Copy out each line of the data holding "picture".

......

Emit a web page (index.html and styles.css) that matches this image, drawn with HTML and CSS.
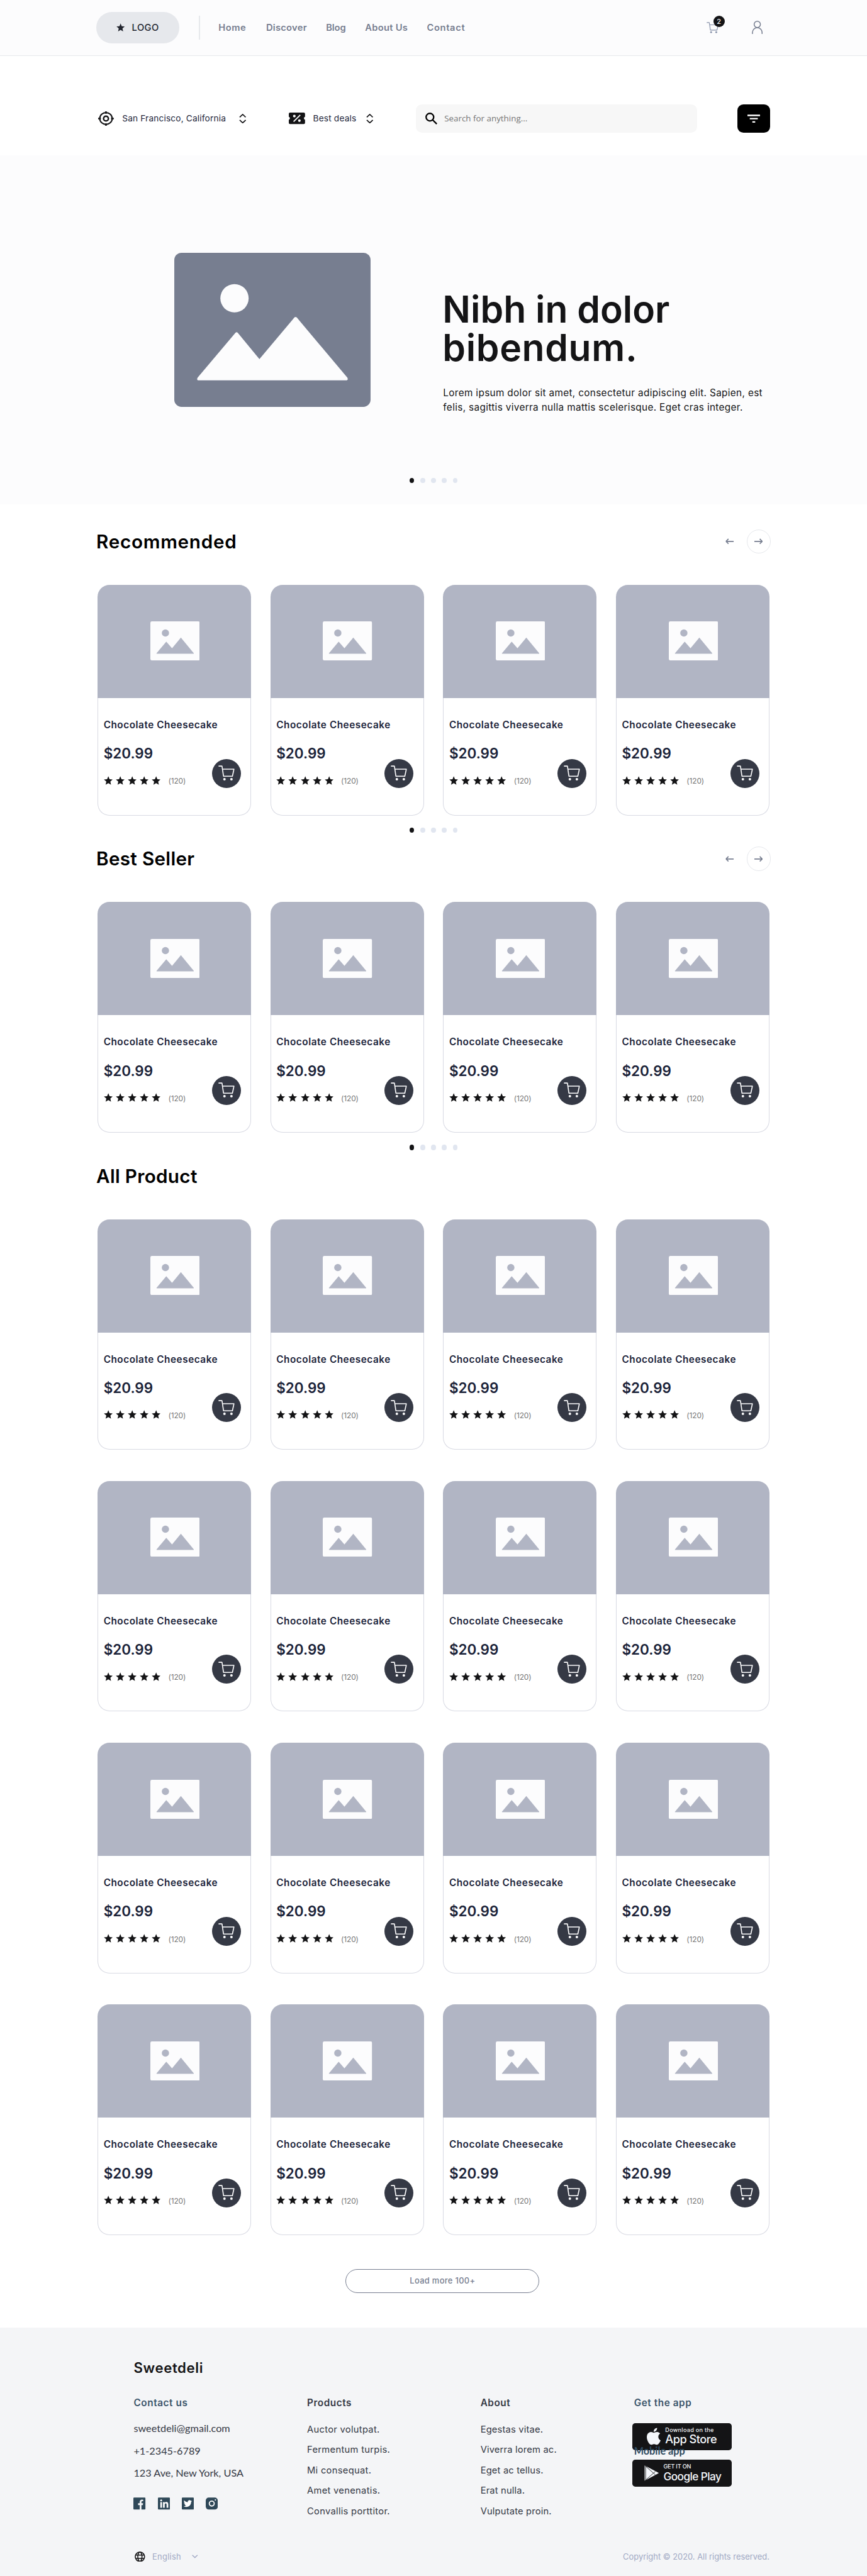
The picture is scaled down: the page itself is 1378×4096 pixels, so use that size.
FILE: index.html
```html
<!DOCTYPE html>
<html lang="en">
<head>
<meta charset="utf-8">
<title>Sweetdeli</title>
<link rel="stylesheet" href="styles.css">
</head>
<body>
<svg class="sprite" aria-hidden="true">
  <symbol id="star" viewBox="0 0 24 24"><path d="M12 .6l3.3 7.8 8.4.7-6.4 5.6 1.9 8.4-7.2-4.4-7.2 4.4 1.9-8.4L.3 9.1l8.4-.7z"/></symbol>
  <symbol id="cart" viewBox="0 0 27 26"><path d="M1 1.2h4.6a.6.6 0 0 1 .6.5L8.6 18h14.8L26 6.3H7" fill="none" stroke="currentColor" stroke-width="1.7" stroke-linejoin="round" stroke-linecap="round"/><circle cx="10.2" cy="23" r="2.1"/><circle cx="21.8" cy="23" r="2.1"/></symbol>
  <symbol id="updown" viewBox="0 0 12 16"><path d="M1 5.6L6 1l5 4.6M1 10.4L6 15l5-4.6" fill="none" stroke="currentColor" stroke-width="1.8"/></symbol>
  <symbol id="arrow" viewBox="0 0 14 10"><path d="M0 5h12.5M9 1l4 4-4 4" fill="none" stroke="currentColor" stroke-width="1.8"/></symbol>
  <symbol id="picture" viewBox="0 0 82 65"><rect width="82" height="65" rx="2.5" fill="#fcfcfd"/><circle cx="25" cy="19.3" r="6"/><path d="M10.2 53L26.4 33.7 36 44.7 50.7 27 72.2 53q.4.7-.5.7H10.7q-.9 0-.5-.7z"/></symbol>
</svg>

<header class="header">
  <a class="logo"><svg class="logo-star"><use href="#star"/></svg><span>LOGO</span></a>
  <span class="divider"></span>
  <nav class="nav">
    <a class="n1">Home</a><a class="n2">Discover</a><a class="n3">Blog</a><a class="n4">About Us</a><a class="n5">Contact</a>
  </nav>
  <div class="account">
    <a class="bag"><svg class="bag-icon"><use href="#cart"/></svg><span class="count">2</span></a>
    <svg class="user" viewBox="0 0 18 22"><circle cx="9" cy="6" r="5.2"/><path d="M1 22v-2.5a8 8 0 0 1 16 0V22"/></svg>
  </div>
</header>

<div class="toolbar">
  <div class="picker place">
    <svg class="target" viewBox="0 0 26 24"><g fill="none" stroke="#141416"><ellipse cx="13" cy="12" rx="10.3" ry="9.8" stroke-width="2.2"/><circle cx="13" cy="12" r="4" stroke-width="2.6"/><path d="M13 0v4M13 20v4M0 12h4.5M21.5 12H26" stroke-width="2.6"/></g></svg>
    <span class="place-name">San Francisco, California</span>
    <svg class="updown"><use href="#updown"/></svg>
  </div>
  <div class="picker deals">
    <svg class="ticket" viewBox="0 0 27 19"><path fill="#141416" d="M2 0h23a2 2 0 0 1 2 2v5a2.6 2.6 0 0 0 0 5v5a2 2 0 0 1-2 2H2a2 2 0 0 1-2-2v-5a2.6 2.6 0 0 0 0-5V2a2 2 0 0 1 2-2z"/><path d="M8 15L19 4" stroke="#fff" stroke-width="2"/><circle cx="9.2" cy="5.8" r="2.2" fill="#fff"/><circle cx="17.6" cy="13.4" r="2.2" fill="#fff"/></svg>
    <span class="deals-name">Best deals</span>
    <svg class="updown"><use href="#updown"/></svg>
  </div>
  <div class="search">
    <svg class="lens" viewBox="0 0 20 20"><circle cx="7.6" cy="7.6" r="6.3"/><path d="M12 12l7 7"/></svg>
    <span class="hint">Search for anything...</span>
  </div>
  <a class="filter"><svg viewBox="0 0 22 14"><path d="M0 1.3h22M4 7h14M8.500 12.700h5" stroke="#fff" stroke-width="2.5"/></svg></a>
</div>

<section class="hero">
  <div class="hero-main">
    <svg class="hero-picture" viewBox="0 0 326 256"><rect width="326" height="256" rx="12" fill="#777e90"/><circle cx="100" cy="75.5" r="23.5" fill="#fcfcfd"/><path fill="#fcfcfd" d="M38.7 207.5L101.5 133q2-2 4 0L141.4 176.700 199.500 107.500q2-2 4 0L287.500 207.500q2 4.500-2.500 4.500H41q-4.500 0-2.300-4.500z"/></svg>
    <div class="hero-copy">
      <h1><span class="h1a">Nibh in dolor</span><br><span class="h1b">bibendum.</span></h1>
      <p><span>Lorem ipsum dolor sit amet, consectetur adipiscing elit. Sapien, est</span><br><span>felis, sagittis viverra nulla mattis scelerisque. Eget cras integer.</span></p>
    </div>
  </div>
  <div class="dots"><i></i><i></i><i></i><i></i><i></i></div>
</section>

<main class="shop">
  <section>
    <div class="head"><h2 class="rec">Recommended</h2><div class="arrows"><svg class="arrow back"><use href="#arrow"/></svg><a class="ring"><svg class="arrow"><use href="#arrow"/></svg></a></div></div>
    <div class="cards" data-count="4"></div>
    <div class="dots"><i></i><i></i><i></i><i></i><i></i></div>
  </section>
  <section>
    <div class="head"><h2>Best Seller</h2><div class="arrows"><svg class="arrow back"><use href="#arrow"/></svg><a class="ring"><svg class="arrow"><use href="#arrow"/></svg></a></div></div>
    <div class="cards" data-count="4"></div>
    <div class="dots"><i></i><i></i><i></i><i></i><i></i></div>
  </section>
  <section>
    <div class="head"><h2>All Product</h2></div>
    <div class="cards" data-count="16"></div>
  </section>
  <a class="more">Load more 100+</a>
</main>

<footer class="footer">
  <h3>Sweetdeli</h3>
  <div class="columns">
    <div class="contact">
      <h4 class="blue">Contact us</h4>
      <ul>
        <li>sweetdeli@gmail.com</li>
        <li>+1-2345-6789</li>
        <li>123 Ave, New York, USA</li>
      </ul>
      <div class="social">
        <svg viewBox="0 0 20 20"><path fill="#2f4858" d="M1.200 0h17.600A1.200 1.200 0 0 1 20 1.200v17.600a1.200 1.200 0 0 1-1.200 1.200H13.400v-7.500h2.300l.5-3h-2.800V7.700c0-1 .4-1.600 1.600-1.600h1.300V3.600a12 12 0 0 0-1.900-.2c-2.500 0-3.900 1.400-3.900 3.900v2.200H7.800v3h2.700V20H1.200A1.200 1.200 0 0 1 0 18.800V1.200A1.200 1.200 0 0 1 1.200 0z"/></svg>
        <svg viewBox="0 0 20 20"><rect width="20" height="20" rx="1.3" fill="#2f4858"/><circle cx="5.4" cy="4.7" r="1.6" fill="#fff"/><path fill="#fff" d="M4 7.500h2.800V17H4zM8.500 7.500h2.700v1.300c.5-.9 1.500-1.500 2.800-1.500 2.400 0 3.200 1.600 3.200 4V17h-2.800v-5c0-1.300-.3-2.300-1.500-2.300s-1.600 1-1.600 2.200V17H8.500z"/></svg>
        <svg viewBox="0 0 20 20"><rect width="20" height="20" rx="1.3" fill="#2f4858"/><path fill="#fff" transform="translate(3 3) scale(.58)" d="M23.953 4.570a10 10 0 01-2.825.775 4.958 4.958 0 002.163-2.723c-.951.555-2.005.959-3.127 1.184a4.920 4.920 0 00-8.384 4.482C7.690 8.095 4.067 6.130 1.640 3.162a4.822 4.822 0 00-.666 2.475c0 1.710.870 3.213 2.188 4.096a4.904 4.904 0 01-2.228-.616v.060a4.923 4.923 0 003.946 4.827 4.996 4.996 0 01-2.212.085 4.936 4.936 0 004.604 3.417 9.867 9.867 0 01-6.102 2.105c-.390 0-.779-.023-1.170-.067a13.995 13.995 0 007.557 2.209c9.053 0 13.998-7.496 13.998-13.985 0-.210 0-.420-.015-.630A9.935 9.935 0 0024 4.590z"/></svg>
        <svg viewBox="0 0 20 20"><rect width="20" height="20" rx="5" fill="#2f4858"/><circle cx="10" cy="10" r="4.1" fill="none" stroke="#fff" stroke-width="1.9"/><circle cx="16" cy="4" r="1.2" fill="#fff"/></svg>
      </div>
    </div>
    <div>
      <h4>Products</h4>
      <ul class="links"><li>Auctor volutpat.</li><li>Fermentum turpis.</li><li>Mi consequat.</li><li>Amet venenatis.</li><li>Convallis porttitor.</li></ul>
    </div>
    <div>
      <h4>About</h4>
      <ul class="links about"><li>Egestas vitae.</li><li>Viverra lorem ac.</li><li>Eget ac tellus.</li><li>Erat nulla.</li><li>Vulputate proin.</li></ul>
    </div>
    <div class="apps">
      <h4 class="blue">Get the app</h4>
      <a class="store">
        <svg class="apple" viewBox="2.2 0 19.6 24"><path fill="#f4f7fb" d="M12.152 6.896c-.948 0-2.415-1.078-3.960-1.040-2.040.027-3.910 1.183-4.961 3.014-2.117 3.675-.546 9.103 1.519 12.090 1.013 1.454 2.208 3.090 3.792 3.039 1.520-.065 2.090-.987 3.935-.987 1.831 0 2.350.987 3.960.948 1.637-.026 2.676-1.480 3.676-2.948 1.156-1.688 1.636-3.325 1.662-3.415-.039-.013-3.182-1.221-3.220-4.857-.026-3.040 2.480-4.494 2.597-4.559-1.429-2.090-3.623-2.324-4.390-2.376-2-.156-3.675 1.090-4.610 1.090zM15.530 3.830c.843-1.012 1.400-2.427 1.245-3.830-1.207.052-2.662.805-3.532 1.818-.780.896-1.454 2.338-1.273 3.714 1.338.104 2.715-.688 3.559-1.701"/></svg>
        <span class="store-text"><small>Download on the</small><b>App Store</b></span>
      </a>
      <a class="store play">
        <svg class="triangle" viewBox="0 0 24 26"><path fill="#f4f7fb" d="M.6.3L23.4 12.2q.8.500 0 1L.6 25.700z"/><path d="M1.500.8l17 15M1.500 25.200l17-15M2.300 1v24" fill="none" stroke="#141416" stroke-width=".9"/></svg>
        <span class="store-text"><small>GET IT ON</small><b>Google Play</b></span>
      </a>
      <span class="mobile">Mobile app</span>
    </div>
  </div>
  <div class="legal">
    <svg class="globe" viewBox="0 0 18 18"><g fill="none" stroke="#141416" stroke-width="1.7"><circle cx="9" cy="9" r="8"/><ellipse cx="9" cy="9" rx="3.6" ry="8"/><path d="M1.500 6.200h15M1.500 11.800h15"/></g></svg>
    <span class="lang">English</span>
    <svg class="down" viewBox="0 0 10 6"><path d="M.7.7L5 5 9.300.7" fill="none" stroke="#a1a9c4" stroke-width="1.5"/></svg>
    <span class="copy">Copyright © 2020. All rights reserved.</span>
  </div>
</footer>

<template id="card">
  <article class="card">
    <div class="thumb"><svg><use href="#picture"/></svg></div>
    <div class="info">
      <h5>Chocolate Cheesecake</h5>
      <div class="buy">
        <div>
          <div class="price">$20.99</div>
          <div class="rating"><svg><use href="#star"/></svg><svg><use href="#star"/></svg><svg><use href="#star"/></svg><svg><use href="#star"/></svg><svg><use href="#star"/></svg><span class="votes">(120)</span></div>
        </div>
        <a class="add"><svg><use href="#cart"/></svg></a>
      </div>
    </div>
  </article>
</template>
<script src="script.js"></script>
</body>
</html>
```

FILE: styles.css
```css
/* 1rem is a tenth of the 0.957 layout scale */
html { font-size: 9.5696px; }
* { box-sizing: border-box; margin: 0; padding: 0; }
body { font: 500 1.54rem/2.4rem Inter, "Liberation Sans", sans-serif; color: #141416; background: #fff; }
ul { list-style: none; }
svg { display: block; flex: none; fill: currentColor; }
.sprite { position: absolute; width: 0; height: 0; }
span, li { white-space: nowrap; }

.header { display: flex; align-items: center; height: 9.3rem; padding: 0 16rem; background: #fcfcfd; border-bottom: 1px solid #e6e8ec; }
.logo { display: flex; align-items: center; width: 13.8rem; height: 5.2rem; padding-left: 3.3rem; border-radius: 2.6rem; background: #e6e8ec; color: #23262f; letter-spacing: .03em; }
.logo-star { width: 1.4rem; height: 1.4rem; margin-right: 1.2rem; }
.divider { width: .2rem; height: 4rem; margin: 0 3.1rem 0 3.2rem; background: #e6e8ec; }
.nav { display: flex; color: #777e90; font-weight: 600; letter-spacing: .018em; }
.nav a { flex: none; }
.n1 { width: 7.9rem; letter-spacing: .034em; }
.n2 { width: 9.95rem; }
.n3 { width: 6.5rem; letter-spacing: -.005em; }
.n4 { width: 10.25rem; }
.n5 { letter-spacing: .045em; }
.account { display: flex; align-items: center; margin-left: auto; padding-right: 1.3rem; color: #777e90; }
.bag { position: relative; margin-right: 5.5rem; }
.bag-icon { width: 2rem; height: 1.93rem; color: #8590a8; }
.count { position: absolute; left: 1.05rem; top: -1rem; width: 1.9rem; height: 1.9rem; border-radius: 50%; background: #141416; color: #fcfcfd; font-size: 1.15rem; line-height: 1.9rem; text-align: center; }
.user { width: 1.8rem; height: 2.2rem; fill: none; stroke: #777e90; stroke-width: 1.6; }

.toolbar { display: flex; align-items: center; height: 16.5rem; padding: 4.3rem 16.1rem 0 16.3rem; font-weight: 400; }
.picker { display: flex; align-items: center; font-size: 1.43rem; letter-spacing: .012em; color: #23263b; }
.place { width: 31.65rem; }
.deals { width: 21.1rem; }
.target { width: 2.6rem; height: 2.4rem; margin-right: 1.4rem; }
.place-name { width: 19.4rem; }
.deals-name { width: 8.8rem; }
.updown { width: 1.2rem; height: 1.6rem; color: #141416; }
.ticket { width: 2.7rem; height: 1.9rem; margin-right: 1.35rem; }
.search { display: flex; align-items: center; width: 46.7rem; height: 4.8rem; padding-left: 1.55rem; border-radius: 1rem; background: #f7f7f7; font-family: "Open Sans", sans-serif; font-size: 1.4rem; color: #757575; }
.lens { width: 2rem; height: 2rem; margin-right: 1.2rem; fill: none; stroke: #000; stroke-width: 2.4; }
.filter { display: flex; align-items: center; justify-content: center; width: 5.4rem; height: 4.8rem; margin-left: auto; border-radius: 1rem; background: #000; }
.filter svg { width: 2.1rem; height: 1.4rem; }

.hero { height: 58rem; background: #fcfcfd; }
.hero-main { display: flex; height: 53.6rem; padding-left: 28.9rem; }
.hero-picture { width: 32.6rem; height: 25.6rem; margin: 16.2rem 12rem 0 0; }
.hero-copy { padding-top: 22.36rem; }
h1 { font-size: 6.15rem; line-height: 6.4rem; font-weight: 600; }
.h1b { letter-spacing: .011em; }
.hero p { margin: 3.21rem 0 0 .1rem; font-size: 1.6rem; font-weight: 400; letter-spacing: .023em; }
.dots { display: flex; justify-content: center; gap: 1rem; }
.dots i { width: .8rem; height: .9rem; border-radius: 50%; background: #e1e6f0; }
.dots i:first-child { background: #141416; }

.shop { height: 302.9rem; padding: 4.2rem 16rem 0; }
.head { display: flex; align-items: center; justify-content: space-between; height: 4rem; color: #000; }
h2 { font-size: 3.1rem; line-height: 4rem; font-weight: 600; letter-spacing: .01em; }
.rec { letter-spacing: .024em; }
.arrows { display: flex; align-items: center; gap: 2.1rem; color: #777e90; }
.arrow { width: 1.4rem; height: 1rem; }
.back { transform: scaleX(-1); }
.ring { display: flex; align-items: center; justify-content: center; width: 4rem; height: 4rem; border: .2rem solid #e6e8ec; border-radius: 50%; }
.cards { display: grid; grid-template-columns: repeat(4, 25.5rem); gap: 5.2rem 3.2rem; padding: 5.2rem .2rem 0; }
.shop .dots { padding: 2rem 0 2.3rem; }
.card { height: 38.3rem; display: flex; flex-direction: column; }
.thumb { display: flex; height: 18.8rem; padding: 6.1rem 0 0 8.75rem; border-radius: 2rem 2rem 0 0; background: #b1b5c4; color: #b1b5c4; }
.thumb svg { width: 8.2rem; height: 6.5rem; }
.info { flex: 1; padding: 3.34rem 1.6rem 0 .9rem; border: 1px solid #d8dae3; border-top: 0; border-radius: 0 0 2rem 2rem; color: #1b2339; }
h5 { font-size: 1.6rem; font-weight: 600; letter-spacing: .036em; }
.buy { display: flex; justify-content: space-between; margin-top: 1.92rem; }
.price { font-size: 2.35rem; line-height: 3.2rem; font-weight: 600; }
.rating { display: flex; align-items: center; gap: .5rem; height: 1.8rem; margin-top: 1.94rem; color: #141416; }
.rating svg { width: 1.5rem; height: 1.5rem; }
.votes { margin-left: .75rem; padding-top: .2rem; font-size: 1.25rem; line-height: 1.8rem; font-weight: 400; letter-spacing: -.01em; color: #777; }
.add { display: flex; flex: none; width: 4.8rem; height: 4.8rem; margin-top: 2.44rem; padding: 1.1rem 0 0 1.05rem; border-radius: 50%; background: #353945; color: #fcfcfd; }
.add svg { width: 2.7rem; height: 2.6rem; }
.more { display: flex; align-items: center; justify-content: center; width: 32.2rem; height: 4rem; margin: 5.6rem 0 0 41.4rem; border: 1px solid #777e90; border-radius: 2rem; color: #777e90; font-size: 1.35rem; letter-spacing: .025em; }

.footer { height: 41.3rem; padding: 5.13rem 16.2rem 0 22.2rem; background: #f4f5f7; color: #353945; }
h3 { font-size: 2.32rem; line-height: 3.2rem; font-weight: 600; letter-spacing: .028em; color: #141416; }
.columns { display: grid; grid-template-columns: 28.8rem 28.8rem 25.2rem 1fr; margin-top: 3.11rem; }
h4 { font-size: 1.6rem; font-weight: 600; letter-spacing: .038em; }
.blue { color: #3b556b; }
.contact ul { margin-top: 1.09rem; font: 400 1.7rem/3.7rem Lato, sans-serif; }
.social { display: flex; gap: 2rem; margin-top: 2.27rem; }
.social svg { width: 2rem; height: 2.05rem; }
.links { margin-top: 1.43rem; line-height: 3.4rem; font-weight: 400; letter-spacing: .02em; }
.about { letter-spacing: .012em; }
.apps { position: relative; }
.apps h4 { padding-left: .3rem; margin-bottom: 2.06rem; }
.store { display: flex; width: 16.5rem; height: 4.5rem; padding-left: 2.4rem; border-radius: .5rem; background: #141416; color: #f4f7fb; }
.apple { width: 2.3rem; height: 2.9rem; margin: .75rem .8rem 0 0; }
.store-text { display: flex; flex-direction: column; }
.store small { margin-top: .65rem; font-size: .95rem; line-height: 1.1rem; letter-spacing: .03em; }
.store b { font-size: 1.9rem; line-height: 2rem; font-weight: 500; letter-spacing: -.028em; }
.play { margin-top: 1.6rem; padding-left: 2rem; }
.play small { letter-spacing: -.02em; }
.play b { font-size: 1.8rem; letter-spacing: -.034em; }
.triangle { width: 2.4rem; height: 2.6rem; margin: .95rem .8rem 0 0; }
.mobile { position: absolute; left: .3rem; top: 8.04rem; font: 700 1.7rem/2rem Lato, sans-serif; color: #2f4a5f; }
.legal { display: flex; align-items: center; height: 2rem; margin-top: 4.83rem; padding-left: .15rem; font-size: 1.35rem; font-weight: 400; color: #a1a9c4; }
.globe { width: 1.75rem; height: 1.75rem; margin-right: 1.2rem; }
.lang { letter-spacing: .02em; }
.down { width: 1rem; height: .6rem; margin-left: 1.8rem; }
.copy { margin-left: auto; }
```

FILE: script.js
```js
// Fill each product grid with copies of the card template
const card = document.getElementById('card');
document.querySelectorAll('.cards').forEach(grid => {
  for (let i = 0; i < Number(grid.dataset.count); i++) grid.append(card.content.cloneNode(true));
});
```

......

> **Exercise result**
The picture is scaled down: the page itself is 1378×4096 pixels, so use that size.
  <symbol id="picture" viewBox="0 0 82 65"><rect width="82" height="65" rx="2.5" fill="#fcfcfd"/><circle cx="25" cy="19.3" r="6"/><path d="M10.2 53L26.4 33.7 36 44.7 50.7 27 72.2 53q.4.7-.5.7H10.7q-.9 0-.5-.7z"/></symbol>
    <svg class="hero-picture" viewBox="0 0 326 256"><rect width="326" height="256" rx="12" fill="#777e90"/><circle cx="100" cy="75.5" r="23.5" fill="#fcfcfd"/><path fill="#fcfcfd" d="M38.7 207.5L101.5 133q2-2 4 0L141.4 176.700 199.500 107.500q2-2 4 0L287.500 207.500q2 4.500-2.500 4.500H41q-4.500 0-2.300-4.500z"/></svg>
    <div class="thumb"><svg><use href="#picture"/></svg></div>
.hero-picture { width: 32.6rem; height: 25.6rem; margin: 16.2rem 12rem 0 0; }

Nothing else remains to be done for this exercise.